The Power of Perspectives

The Canadian Bar Association

CBA/ABC National

Five startups, five questions: Knomos

August 1 2016 1 August 2016

As part of a weekly series leading up to The Pitch, the first-ever legal innovation startup competition hosted by the Canadian Bar Association and LegalX, we’re asking each finalist the same 5 questions.  This week’s Q&A is with Adam La France (pictured above), co-foudner and CEO of Knomos, an outfit based in Vancouver that uses data visualization and deep machine learning to build legal research software.

CBA National: What made you realize that you wanted to build a business?

Adam La France: I didn’t set out to chase the “startup dream” but simply to solve a big problem: how to make the law easier to navigate and more accessible for all. At a certain point in my legal career I grew tired of saying "There's got to be a better way" and decided to do something about it.

We formed Knomos when we realized just how widespread the problem of accessibility is for both legal professionals and citizens alike. There’s a massive industry need for the next-generation of legal research and knowledge sharing tools that can change the way we see and understand the law.

N: What unique problem are you trying to solve?

AL: Current legal research and knowledge sharing tools aren't scalable; users are caught in a continuous research loop that’s disconnected from the knowledge of their peers and the broader legal community. Unfortunately this problem is all too common, rather it's our solution that's unique!

Knomos leverages data visualization and machine learning to augment user experience and develop a connected knowledge network for legal information. Knowledge networks are based on the idea that it’s not just what you know; that it’s who you know (and what they know).

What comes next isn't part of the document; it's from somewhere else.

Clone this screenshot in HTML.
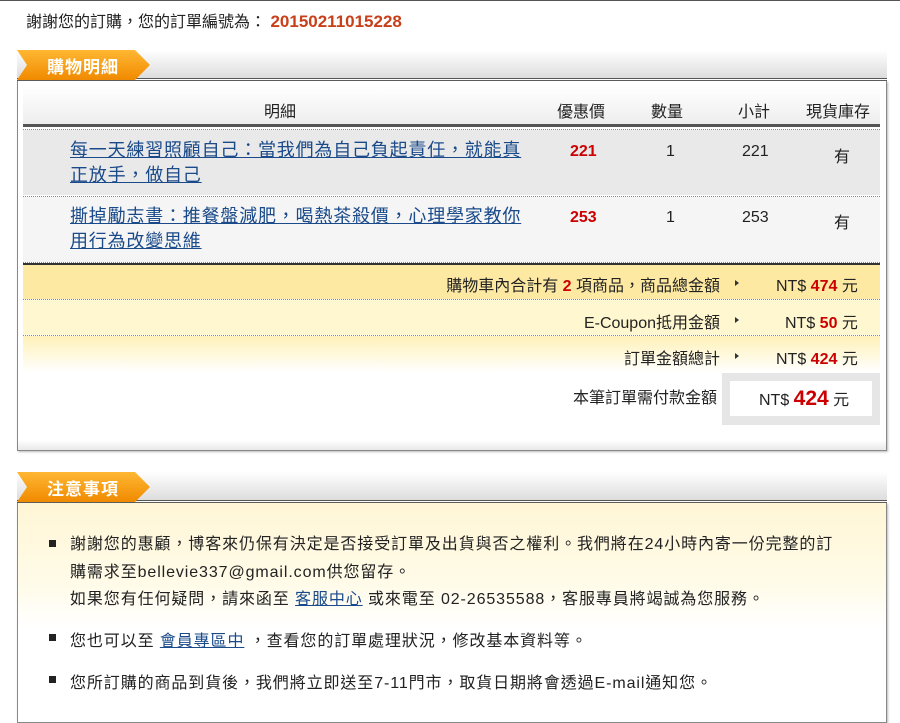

Users benefit from an instant visual overview of how multiple legal sources relate to one another, with enhanced discoverability of key results based on contextual data from other users in their organization or the community.

N: What insight do you have about the legal marketplace that is the one thing traditional legal service providers don’t want to hear?

AL: As public legal information is increasingly being made freely available online thanks to open data initiatives, the value add of legal service providers can no longer be based on simply providing access to content alone.

For too long, the status quo of legal information technology has been limited to nothing more than a digital copy of the physical version (a static, text-heavy, linear document), hidden behind a (pay)walled garden of content.

A paradigm shift is happening in law: legal service providers must adapt from being gatekeepers of information to legal "sherpas”: trusted guides helping their clients get where they're going. The industry's core value proposition is shifting from basic access to content & assistance with a process to higher value adds of providing trusted advice and legal counsel.

N: What’s your take on the legal start-up scene?

AL: It's an exciting time to be involved in a legal tech startup. More than ever before there's a groundswell of interest from key industry stakeholders and domain experts in both the public and private sectors committed to solving the challenges faced by an evolving legal profession.

That said, legal startups still face steep odds that require dedicated mentorship, financing, and industry support in order to bring innovative solutions to market. There's a real maturation process occurring, especially in Canada, as the national legal tech community continues to grow.

N: What do you think is the best thing since sliced bread?

AL: The show Silicon Valley is a great piece of satire, making you laugh and cringe simultaneously as it hits close to home. It’s a good reminder not too take yourself too seriously even if you're serious about solving big problems.

Self-driving cars, augmented reality, and reusable rockets are pretty cool too!